Stated exercise :: Repeat each line of the material below exactly as it appears, minus any pictures.

§ §

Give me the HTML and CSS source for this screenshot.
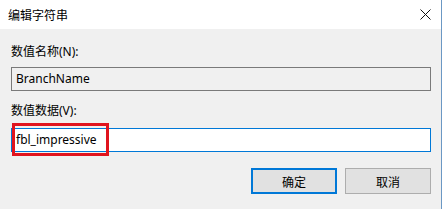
FILE: index.html
```html
<!DOCTYPE html>
<html lang="zh-CN">

<head>
	<meta charset="UTF-8">
	<meta name="viewport"
				content="width=device-width, initial-scale=1.0">
	<title>编辑字符串</title>
	<link rel="stylesheet" href="styles.css">
</head>

<body>
	<div class="dialog">
		<div class="titlebar">
			<span class="title">编辑字符串</span>
			<svg class="close" width="11" height="11" viewBox="0 0 11 11">
				<path d="M0.5 0.5 L10.5 10.5 M10.5 0.5 L0.5 10.5" stroke="#111" stroke-width="1" fill="none" />
			</svg>
		</div>
		<div class="content">
			<label class="label name-label">数值名称(N):</label>
			<div class="field field-readonly">BranchName</div>
			<label class="label data-label">数值数据(V):</label>
			<div class="field-wrap">
				<div class="field field-active">fbl_impressive</div>
				<div class="highlight"></div>
			</div>
			<div class="buttons">
				<button class="btn btn-default">确定</button>
				<button class="btn">取消</button>
			</div>
		</div>
	</div>
</body>

</html>
```

FILE: styles.css
```css
* {
	box-sizing: border-box;
}

body {
	margin: 0;
	font-family: "Noto Sans", "Noto Sans CJK SC", sans-serif;
	font-size: 12px;
	color: #000;
}

.dialog {
	width: 442px;
	height: 209px;
	background-color: #f0f0f0;
	border-right: 1px solid #6b98c4;
}

.titlebar {
	height: 29px;
	background-color: #fff;
	display: flex;
	align-items: center;
	justify-content: space-between;
	padding: 0 10px 0 8px;
}

.title {
	font-family: "Noto Sans CJK SC", sans-serif;
	font-size: 12px;
	line-height: 16px;
}

.close {
	display: block;
}

.content {
	padding: 15px 10px 0 11px;
}

.label {
	display: block;
	line-height: 16px;
	height: 16px;
}

.name-label {
	margin-bottom: 7px;
}

.data-label {
	margin-top: 12px;
	margin-bottom: 9px;
}

.field {
	height: 24px;
	line-height: 22px;
	padding-left: 4px;
	border: 1px solid #7a7a7a;
}

.field-readonly {
	background-color: #f0f0f0;
}

.field-active {
	background-color: #fff;
	border-color: #0078d7;
}

.field-wrap {
	position: relative;
}

.highlight {
	position: absolute;
	left: 1px;
	top: -5px;
	width: 97px;
	height: 33px;
	border: 3px solid #e0141e;
}

.buttons {
	display: flex;
	justify-content: flex-end;
	gap: 8px;
	margin-top: 16px;
}

.btn {
	width: 86px;
	height: 26px;
	background-color: #e1e1e1;
	border: 1px solid #adadad;
	font-family: "Noto Sans CJK SC", sans-serif;
	font-size: 12px;
	padding: 0;
	color: #000;
}

.btn-default {
	border: 2px solid #0078d7;
}
```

§ §

Final answer ::
Give me the HTML and CSS source for this screenshot.
FILE: index.html
```html
<!DOCTYPE html>
<html lang="zh-CN">

<head>
	<meta charset="UTF-8">
	<meta name="viewport"
				content="width=device-width, initial-scale=1.0">
	<title>编辑字符串</title>
	<link rel="stylesheet" href="styles.css">
</head>

<body>
	<div class="dialog">
		<div class="titlebar">
			<span class="title">编辑字符串</span>
			<svg class="close" width="11" height="11" viewBox="0 0 11 11">
				<path d="M0.5 0.5 L10.5 10.5 M10.5 0.5 L0.5 10.5" stroke="#111" stroke-width="1" fill="none" />
			</svg>
		</div>
		<div class="content">
			<label class="label name-label">数值名称(N):</label>
			<div class="field field-readonly">BranchName</div>
			<label class="label data-label">数值数据(V):</label>
			<div class="field-wrap">
				<div class="field field-active">fbl_impressive</div>
				<div class="highlight"></div>
			</div>
			<div class="buttons">
				<button class="btn btn-default">确定</button>
				<button class="btn">取消</button>
			</div>
		</div>
	</div>
</body>

</html>
```

FILE: styles.css
```css
* {
	box-sizing: border-box;
}

body {
	margin: 0;
	font-family: "Noto Sans", "Noto Sans CJK SC", sans-serif;
	font-size: 12px;
	color: #000;
}

.dialog {
	width: 442px;
	height: 209px;
	background-color: #f0f0f0;
	border-right: 1px solid #6b98c4;
}

.titlebar {
	height: 29px;
	background-color: #fff;
	display: flex;
	align-items: center;
	justify-content: space-between;
	padding: 0 10px 0 8px;
}

.title {
	font-family: "Noto Sans CJK SC", sans-serif;
	font-size: 12px;
	line-height: 16px;
}

.close {
	display: block;
}

.content {
	padding: 15px 10px 0 11px;
}

.label {
	display: block;
	line-height: 16px;
	height: 16px;
}

.name-label {
	margin-bottom: 7px;
}

.data-label {
	margin-top: 12px;
	margin-bottom: 9px;
}

.field {
	height: 24px;
	line-height: 22px;
	padding-left: 4px;
	border: 1px solid #7a7a7a;
}

.field-readonly {
	background-color: #f0f0f0;
}

.field-active {
	background-color: #fff;
	border-color: #0078d7;
}

.field-wrap {
	position: relative;
}

.highlight {
	position: absolute;
	left: 1px;
	top: -5px;
	width: 97px;
	height: 33px;
	border: 3px solid #e0141e;
}

.buttons {
	display: flex;
	justify-content: flex-end;
	gap: 8px;
	margin-top: 16px;
}

.btn {
	width: 86px;
	height: 26px;
	background-color: #e1e1e1;
	border: 1px solid #adadad;
	font-family: "Noto Sans CJK SC", sans-serif;
	font-size: 12px;
	padding: 0;
	color: #000;
}

.btn-default {
	border: 2px solid #0078d7;
}
```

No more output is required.